Pero volvamos a su retorno a Japón. Amélie creyó que trabajaría como intérprete, pero su primera tarea en la oficina es servir café para veinte en la sala de directorio. Amélie maniobra impecablemente con la bandeja y a cada ejecutivo le musita una fórmula protocolar en perfecto japonés mientras le deposita delante la taza de café. Su inmediato superior le dirá a gritos después: “¡Le ordeno que no hable japonés! ¡Le ordeno que no entienda japonés! ¿No se da cuenta de que turbó a todas las personas presentes sugiriendo que entiende nuestro idioma? ¿Es tan difícil para los occidentales entender que siempre es posible obedecer?” Así va a ser todo el año de contrato que tiene Amélie con la corporación Yumimoto: no la considerarán una divinidad, no la considerarán una japonesa, ni siquiera le darán permiso para hablar el idioma.
Paralelamente, en sus ratos de ocio, para conocer gente, Amélie se ha ofrecido como profesora particular de francés y su único alumno ha virado pronto a novio. Su nombre es Rinri y adora, literalmente idolatra a Amélie. Además es rico; ella cree que es yakuza hasta que descubre que el padre de él es el joyero más importante del país. De manera que los días y las noches de Amélie en Japón no pueden ser más esquizos: esclava de día (su tarea más duradera en la Yumimoto, luego de sucesivas degradaciones, es limpiar inodoros), diosa de noche.
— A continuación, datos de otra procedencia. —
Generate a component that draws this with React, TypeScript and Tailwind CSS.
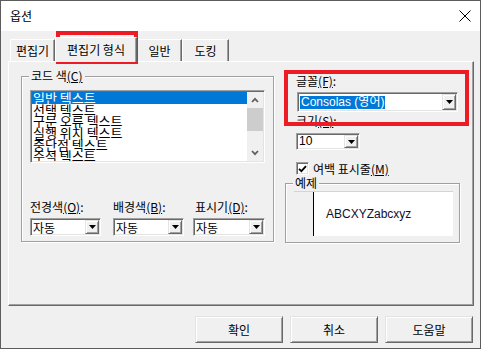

Amélie descubre que es tan rara para los japoneses, que puede actuar como se le plazca: después de comprobar que, por sobrehumanos que sean sus esfuerzos por mostrarse sensatamente “japonesa” en su trabajo, seguirán viéndola como la ve Rinri (como una muñequita, como una nena), Amélie acepta finalmente su destino. Y lo acepta para siempre; no sólo durante ese año de contrato y de noviazgo. Será el resto de su vida una nena, una diosa, un monstruito de su invención. Procede, primero a huir (“Huir de algo proporciona la más formidable sensación de libertad que pueda experimentarse”), a refugiarse en Bélgica. Pasa un año encerrada, no contesta nunca el teléfono, escribe. Al año, los educados llamados de Rinri de Japón se han ido extinguiendo y ella ha publicado su primera novela. Desde entonces, publicará una novela por año (en castellano ya hay catorce; en francés va por la veintidós). Ella les dice novelas, y quizá lo sean, aunque traten siempre y casi exclusivamente sobre ella, aunque se ponga a sí misma en la tapa de todos sus libros, incluso. Mírenla en la foto, piensen que esa cruza de hormiga atómica y elfo de animé es, según sus documentos, una señora belga de cuarentitantos. Ella misma hizo el mejor diagnóstico de su condición: “Siempre he sido consciente de que la edad adulta es sólo el epílogo de nuestra existencia”. Se trata de ser una divinidad de cuatro años durante toda la vida.